Wednesday, October 30, 2013

Ecclesiastes 1:9. Nothing new under the (spec fic) sun.

I don't delve into matters of religion very often- I am somewhat theologically neutral, despite a Catholic upbringing. The biblical verse quoted in the title above is not meant to preach. On the contrary, it is meant to draw attention to the preaching that is being done by some editors to myself and other authors.

For those that have no idea what I am talking about, Ecclesiastes 1:9 reads as follows:

That which has been is what will be, That which is done is what will be done, And there is nothing new under the sun.

This quote about nothing new under the sun is remarkable given that it was written thousands of years ago. If there was nothing new in biblical times, then surely there can be nothing new now, right?
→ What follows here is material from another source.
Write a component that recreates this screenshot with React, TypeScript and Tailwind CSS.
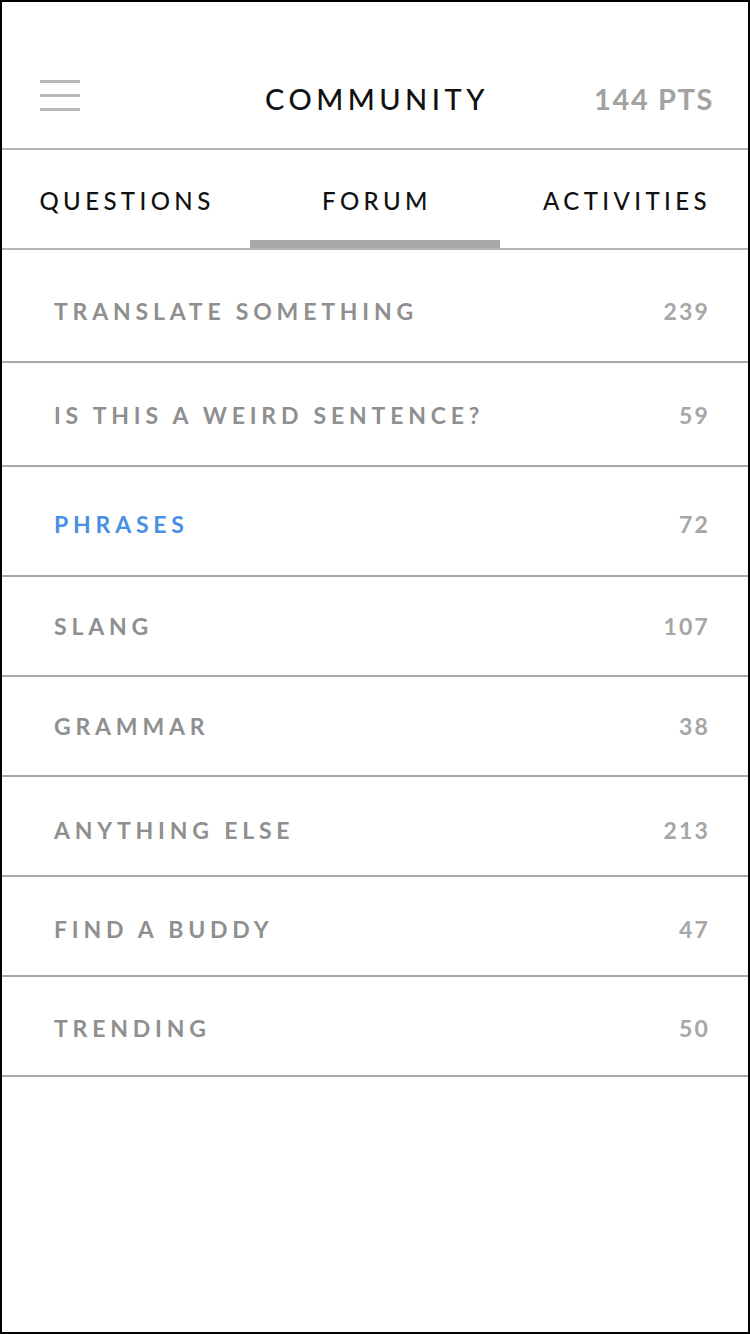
const topics = [
  { label: 'TRANSLATE SOMETHING', count: 239, row: 'h-[113px] pt-[11px]' },
  { label: 'IS THIS A WEIRD SENTENCE?', count: 59, row: 'h-[104px] pt-[2px]' },
  { label: 'PHRASES', count: 72, row: 'h-[110px] pt-[6px]', active: true },
  { label: 'SLANG', count: 107, row: 'h-[100px] pt-[1px]' },
  { label: 'GRAMMAR', count: 38, row: 'h-[100px]' },
  { label: 'ANYTHING ELSE', count: 213, row: 'h-[100px] pt-[8px]' },
  { label: 'FIND A BUDDY', count: 47, row: 'h-[100px] pt-[6px]' },
  { label: 'TRENDING', count: 50, row: 'h-[100px] pt-[5px]' },
];

const tabs = ['QUESTIONS', 'FORUM', 'ACTIVITIES'];

const App = () => {
  return (
    <div className="w-[750px] h-[1334px] border-2 border-black bg-white font-['Lato',sans-serif] overflow-hidden">
      {/* header */}
      <div className="h-[148px] border-b-2 border-[#b4b4b4] grid grid-cols-[1fr_auto_1fr] items-center pt-[46px] pl-[38px] pr-[34px]">
        <div className="flex flex-col gap-[11px] w-[40px] -mt-[6px]">
          <span className="h-[3px] bg-[#b8b8b8]" />
          <span className="h-[3px] bg-[#b8b8b8]" />
          <span className="h-[3px] bg-[#b8b8b8]" />
        </div>
        <h1 className="text-[29px] font-medium tracking-[4.5px] text-[#111] leading-none">COMMUNITY</h1>
        <div className="justify-self-end text-[29px] font-bold tracking-[1.6px] text-[#a2a2a2] leading-none">
          144 PTS
        </div>
      </div>

      {/* tabs */}
      <div className="h-[100px] border-b-2 border-[#b4b4b4] grid grid-cols-3 -mx-[2px]">
        {tabs.map((t) => (
          <div key={t} className="flex flex-col">
            <div className="flex-1 flex items-center justify-center pt-[11px] pl-[4px] text-[24px] font-medium tracking-[4.4px] text-[#111] leading-none">
              {t}
            </div>
            <div className={t === 'FORUM' ? 'h-[8px] bg-[#a8a8aa]' : 'h-[8px]'} />
          </div>
        ))}
      </div>

      {/* topic list */}
      <div>
        {topics.map((t) => (
          <div
            key={t.label}
            className={`flex items-center justify-between pl-[52px] pr-[38px] border-b-2 border-[#a8a8a8] ${t.row}`}
          >
            <span
              className={`text-[23px] font-bold tracking-[4.8px] leading-none ${t.active ? 'text-[#4a90e2]' : 'text-[#8f8f8f]'}`}
            >
              {t.label}
            </span>
            <span className="text-[23px] font-bold tracking-[2.2px] text-[#a6a6a6] leading-none">{t.count}</span>
          </div>
        ))}
      </div>
    </div>
  );
};

export default App;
The short answer, when it comes to science fiction, is: well, yes and no. 

On the one hand, most if not all plots have been done before. I'm sure you have heard it said that there are only X numbers of possible plots, and every story out there is a variation on one of those themes (I use the variable X because the number varies depending on the source). A popular episode of Southpark brought this fact to a satiric climax, as anything that episode attempted to do, The Simpsons had already done. Simpsons Did It!

This has led to some frustration on the part of writers, who are constantly challenged to be new, fresh, different. I began writing this post as a reaction to the words of an editor (of an SFWA market) who told me that my premise was not new and in fact had been done before. He said that even if my story was the most technically sound he had ever read, he would not buy it because the premise aired on a Star Trek episode 30+ years ago.

But therein lies the rub.

Literature, especially science fiction, has to be new, has to be exciting and different. It is a genre that pushes the boundaries of humanity and the very possibilities of the universe. But that does not excuse this fiction from the immutable law posited by Ecclesiastes 1:9. Just because we have to push boundaries and be novel, that does not mean we can do something that no one has ever done before in all aspects. 

So when an editor sees a story and says "Gee, I've seen that story where the guy walks on Mars 1000 times- REJECT," he is ignoring the possibility of new twists on an old theme, or even the artistic rendering of a tired theme that makes it new in and of itself. 

Still, it is an Editor's prerogative to publish interesting pieces, and so true innovation indeed has to be rewarded. But an editorial hard stance against using certain tried and true themes, regardless of their technical competency, emotional depth or other factors that make great fiction, seems a bit short-sighted to me.